_PROBLEM TO WORK ON_:
In the material below, find each line holding the string "React" and copy it.

━━━━━ RECORDED INFORMATION ━━━━━

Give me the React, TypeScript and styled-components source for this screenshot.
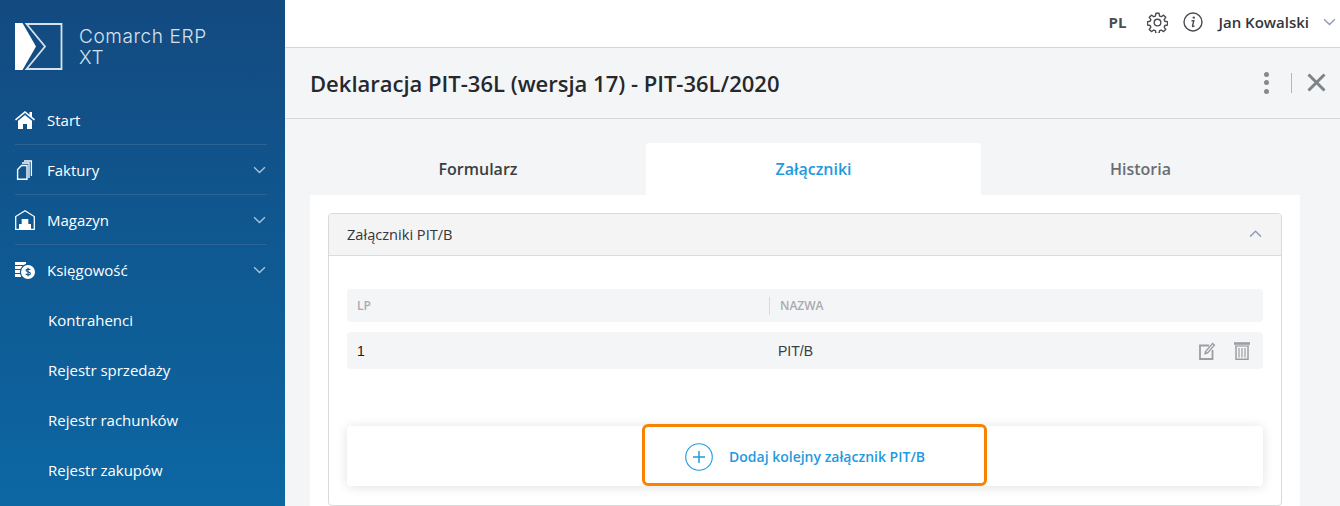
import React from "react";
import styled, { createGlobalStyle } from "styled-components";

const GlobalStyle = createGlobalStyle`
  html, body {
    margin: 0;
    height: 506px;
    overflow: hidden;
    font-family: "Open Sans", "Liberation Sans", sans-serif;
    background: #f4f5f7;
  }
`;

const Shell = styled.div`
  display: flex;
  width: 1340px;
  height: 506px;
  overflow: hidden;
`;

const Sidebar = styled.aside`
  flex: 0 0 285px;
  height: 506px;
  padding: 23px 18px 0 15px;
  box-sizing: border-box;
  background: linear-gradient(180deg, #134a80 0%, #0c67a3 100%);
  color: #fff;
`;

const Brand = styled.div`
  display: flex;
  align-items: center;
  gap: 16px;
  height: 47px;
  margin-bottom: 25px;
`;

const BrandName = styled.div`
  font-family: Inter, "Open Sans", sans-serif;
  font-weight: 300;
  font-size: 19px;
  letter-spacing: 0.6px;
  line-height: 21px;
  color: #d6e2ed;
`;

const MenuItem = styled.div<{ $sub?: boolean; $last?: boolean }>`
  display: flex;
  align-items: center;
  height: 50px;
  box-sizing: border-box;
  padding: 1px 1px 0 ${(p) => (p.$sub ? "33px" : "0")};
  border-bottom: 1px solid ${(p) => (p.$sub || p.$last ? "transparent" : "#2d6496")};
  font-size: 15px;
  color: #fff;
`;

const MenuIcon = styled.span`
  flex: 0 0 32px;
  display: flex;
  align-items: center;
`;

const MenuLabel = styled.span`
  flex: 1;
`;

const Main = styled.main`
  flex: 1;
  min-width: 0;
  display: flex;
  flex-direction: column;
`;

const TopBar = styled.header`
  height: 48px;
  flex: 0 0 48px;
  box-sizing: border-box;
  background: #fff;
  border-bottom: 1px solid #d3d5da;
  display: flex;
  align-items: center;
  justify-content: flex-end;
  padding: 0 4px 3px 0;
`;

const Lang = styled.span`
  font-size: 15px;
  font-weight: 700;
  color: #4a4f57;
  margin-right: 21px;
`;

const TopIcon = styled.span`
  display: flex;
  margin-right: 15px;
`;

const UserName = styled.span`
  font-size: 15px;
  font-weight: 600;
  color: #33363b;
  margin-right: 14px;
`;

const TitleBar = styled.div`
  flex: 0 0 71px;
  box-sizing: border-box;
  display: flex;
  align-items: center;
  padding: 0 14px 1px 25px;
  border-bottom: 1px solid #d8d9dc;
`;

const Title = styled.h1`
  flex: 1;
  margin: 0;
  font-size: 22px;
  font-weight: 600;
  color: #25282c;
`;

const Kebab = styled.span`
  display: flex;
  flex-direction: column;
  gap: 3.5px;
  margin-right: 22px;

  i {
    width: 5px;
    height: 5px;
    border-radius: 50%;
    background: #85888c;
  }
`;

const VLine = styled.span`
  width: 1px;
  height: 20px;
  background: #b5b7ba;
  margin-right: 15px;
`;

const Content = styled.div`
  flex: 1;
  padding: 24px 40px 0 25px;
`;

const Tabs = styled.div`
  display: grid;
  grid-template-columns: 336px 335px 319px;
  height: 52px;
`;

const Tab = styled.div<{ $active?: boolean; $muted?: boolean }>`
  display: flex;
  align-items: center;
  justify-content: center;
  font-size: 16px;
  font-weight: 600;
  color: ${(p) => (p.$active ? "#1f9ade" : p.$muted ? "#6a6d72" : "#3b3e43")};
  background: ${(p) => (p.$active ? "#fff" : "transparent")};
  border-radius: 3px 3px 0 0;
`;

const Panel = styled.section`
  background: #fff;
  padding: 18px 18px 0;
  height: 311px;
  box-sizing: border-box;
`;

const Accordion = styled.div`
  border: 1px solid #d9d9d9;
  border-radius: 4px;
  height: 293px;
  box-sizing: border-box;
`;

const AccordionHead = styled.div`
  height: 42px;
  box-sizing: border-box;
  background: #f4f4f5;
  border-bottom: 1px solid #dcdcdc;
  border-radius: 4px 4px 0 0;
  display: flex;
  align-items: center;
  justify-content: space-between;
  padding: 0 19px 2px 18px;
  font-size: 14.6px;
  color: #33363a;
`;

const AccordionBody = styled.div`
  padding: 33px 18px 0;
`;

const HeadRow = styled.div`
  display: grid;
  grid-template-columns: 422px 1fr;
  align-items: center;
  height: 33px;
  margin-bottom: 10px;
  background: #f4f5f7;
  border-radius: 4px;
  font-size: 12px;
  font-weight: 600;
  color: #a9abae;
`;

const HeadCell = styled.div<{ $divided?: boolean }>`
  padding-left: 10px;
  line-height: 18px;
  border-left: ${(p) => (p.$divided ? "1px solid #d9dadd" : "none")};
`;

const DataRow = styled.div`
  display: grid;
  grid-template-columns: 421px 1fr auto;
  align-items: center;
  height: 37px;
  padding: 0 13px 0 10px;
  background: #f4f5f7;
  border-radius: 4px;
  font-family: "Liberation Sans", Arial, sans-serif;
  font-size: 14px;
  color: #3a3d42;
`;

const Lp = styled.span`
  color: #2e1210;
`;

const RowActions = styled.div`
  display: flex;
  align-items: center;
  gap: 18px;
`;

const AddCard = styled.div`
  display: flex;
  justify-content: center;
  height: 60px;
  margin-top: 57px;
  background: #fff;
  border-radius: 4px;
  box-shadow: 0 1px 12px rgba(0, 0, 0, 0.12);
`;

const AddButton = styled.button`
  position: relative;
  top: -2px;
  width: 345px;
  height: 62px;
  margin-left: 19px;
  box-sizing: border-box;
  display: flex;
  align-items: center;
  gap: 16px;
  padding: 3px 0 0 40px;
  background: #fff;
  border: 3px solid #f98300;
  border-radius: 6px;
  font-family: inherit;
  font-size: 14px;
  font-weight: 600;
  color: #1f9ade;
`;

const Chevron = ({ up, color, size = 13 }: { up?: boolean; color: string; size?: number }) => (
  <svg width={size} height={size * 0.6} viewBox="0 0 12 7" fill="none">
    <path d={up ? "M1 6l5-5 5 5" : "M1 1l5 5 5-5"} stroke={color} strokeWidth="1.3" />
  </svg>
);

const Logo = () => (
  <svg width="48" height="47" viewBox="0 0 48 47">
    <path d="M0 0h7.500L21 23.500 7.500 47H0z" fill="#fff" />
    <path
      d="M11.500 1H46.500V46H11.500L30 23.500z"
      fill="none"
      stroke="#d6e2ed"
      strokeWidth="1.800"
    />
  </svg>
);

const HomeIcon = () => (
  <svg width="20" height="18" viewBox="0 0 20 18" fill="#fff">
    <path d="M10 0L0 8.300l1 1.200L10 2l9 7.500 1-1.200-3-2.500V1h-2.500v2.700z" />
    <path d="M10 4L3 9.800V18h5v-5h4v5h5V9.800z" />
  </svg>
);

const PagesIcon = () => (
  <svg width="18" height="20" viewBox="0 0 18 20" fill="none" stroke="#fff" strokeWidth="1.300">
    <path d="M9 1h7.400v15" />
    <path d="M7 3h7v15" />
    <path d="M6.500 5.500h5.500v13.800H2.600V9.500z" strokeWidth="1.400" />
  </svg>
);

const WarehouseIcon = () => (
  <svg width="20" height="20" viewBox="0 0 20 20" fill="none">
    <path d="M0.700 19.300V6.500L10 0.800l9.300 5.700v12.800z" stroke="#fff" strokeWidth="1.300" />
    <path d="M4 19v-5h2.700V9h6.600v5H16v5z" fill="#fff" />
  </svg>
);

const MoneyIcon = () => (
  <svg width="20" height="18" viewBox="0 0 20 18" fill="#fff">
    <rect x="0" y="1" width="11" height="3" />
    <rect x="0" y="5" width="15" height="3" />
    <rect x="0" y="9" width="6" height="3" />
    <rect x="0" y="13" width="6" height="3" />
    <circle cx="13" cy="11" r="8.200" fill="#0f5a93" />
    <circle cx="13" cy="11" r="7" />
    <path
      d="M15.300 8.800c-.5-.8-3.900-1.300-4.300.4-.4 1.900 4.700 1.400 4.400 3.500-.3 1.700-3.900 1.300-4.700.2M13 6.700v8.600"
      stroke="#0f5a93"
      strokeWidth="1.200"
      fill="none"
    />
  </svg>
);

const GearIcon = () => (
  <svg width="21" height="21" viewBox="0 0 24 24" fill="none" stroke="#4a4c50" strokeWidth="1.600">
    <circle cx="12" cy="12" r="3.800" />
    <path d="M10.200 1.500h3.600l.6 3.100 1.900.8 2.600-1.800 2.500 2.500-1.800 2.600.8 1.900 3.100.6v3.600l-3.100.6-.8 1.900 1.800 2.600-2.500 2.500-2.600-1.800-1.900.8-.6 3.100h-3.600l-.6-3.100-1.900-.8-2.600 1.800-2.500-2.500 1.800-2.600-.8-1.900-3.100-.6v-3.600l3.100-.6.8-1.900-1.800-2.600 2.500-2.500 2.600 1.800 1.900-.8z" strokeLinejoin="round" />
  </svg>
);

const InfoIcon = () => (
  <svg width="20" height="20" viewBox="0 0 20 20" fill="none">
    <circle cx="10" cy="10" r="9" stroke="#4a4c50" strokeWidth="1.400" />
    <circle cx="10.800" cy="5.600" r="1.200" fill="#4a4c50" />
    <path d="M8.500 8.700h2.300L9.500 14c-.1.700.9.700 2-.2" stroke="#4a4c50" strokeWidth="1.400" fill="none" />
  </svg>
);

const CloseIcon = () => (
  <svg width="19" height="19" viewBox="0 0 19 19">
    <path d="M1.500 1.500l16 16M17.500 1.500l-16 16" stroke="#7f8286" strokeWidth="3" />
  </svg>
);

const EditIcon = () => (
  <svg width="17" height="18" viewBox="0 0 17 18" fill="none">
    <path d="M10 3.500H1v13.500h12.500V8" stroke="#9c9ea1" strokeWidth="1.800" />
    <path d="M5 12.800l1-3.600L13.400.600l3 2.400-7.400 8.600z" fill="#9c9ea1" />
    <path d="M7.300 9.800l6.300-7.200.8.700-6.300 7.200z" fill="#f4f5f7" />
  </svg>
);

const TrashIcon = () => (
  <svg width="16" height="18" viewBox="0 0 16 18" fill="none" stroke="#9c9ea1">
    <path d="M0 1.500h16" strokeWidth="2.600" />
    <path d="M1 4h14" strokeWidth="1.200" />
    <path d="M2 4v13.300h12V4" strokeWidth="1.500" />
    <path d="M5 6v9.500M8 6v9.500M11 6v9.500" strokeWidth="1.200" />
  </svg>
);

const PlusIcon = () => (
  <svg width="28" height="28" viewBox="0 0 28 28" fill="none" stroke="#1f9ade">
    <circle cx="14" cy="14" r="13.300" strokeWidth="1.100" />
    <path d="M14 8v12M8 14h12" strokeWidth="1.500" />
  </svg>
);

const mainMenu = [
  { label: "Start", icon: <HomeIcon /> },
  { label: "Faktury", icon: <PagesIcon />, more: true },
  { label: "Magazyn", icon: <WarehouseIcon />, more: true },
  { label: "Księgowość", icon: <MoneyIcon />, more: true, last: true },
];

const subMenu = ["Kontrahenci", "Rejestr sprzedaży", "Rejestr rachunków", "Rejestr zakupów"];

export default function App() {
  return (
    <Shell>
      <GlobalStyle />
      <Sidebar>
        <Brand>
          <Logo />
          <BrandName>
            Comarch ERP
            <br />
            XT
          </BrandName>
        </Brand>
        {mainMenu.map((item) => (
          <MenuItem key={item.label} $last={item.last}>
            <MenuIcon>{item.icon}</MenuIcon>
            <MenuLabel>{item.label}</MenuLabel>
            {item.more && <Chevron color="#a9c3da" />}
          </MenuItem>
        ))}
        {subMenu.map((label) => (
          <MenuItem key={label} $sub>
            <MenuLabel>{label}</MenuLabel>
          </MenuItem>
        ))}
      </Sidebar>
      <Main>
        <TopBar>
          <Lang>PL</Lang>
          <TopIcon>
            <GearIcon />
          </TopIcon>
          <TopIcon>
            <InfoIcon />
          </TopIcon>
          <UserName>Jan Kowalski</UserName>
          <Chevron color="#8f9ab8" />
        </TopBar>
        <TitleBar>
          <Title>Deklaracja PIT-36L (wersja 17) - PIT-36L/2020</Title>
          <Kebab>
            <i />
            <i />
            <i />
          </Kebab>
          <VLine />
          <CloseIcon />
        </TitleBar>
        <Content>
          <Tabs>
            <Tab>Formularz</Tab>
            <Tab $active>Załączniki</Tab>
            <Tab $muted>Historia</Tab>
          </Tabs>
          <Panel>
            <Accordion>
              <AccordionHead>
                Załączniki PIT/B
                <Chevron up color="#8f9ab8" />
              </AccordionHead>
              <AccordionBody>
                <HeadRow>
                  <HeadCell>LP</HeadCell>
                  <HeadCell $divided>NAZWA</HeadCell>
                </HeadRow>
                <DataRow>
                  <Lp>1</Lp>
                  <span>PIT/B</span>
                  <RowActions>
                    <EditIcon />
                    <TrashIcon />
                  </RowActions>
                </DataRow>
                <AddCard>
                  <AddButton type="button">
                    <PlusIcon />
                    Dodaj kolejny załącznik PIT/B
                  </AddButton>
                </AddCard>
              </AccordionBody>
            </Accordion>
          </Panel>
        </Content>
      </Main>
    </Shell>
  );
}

━━━━━

_COMPLETED TASK_:
Give me the React, TypeScript and styled-components source for this screenshot.
import React from "react";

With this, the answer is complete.